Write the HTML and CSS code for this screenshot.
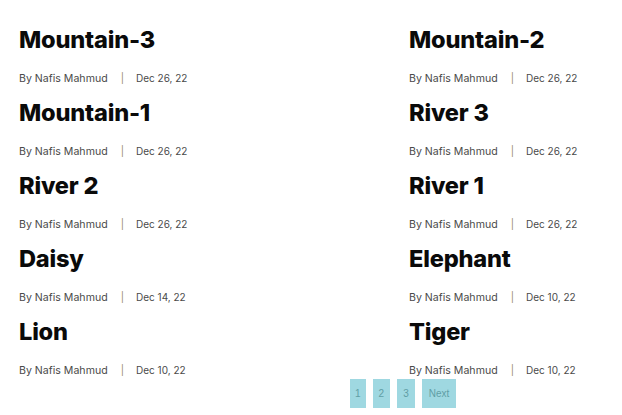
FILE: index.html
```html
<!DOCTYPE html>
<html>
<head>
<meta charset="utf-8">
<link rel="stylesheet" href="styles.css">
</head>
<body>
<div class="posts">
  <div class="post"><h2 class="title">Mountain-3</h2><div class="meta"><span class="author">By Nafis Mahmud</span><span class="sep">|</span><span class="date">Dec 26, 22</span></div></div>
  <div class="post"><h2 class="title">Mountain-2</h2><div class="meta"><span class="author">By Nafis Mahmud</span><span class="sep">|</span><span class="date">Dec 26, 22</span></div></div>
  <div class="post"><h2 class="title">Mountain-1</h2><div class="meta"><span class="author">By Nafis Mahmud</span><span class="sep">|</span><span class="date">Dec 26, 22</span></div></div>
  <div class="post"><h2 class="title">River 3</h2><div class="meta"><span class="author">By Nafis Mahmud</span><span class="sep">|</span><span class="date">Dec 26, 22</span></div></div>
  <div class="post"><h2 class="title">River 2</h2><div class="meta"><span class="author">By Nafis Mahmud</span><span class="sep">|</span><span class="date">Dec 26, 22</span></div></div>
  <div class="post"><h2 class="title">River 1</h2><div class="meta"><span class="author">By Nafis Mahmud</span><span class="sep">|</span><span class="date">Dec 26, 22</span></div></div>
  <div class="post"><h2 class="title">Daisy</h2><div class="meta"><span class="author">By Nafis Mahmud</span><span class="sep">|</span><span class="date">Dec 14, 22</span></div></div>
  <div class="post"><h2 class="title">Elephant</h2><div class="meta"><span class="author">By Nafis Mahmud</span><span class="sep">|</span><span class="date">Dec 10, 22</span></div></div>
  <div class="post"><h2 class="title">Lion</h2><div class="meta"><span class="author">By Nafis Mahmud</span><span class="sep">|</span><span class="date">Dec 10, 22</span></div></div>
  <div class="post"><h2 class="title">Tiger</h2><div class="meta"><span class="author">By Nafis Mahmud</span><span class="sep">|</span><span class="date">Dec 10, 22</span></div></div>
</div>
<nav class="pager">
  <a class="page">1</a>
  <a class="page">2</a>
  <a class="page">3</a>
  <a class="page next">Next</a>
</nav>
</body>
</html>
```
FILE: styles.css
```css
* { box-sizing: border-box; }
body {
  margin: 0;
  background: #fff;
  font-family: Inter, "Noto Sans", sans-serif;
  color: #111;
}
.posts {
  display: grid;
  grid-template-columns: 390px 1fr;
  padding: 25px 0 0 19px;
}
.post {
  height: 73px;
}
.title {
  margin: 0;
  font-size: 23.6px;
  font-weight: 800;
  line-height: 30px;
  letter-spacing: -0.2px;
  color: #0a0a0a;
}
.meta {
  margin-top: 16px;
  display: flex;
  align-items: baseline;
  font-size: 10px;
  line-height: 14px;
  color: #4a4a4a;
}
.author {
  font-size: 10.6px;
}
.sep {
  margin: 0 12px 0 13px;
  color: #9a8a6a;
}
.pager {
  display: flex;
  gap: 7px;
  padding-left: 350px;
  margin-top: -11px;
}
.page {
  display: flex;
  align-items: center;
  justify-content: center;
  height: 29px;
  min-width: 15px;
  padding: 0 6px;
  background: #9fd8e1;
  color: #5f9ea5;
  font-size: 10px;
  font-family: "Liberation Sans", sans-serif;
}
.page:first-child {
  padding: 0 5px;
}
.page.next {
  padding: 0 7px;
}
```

------------------------

#### [Your goal]
Without the pictures, print the whole listing exactly as given.

#### [Task solution]
Write the HTML and CSS code for this screenshot.
FILE: index.html
```html
<!DOCTYPE html>
<html>
<head>
<meta charset="utf-8">
<link rel="stylesheet" href="styles.css">
</head>
<body>
<div class="posts">
  <div class="post"><h2 class="title">Mountain-3</h2><div class="meta"><span class="author">By Nafis Mahmud</span><span class="sep">|</span><span class="date">Dec 26, 22</span></div></div>
  <div class="post"><h2 class="title">Mountain-2</h2><div class="meta"><span class="author">By Nafis Mahmud</span><span class="sep">|</span><span class="date">Dec 26, 22</span></div></div>
  <div class="post"><h2 class="title">Mountain-1</h2><div class="meta"><span class="author">By Nafis Mahmud</span><span class="sep">|</span><span class="date">Dec 26, 22</span></div></div>
  <div class="post"><h2 class="title">River 3</h2><div class="meta"><span class="author">By Nafis Mahmud</span><span class="sep">|</span><span class="date">Dec 26, 22</span></div></div>
  <div class="post"><h2 class="title">River 2</h2><div class="meta"><span class="author">By Nafis Mahmud</span><span class="sep">|</span><span class="date">Dec 26, 22</span></div></div>
  <div class="post"><h2 class="title">River 1</h2><div class="meta"><span class="author">By Nafis Mahmud</span><span class="sep">|</span><span class="date">Dec 26, 22</span></div></div>
  <div class="post"><h2 class="title">Daisy</h2><div class="meta"><span class="author">By Nafis Mahmud</span><span class="sep">|</span><span class="date">Dec 14, 22</span></div></div>
  <div class="post"><h2 class="title">Elephant</h2><div class="meta"><span class="author">By Nafis Mahmud</span><span class="sep">|</span><span class="date">Dec 10, 22</span></div></div>
  <div class="post"><h2 class="title">Lion</h2><div class="meta"><span class="author">By Nafis Mahmud</span><span class="sep">|</span><span class="date">Dec 10, 22</span></div></div>
  <div class="post"><h2 class="title">Tiger</h2><div class="meta"><span class="author">By Nafis Mahmud</span><span class="sep">|</span><span class="date">Dec 10, 22</span></div></div>
</div>
<nav class="pager">
  <a class="page">1</a>
  <a class="page">2</a>
  <a class="page">3</a>
  <a class="page next">Next</a>
</nav>
</body>
</html>
```
FILE: styles.css
```css
* { box-sizing: border-box; }
body {
  margin: 0;
  background: #fff;
  font-family: Inter, "Noto Sans", sans-serif;
  color: #111;
}
.posts {
  display: grid;
  grid-template-columns: 390px 1fr;
  padding: 25px 0 0 19px;
}
.post {
  height: 73px;
}
.title {
  margin: 0;
  font-size: 23.6px;
  font-weight: 800;
  line-height: 30px;
  letter-spacing: -0.2px;
  color: #0a0a0a;
}
.meta {
  margin-top: 16px;
  display: flex;
  align-items: baseline;
  font-size: 10px;
  line-height: 14px;
  color: #4a4a4a;
}
.author {
  font-size: 10.6px;
}
.sep {
  margin: 0 12px 0 13px;
  color: #9a8a6a;
}
.pager {
  display: flex;
  gap: 7px;
  padding-left: 350px;
  margin-top: -11px;
}
.page {
  display: flex;
  align-items: center;
  justify-content: center;
  height: 29px;
  min-width: 15px;
  padding: 0 6px;
  background: #9fd8e1;
  color: #5f9ea5;
  font-size: 10px;
  font-family: "Liberation Sans", sans-serif;
}
.page:first-child {
  padding: 0 5px;
}
.page.next {
  padding: 0 7px;
}
```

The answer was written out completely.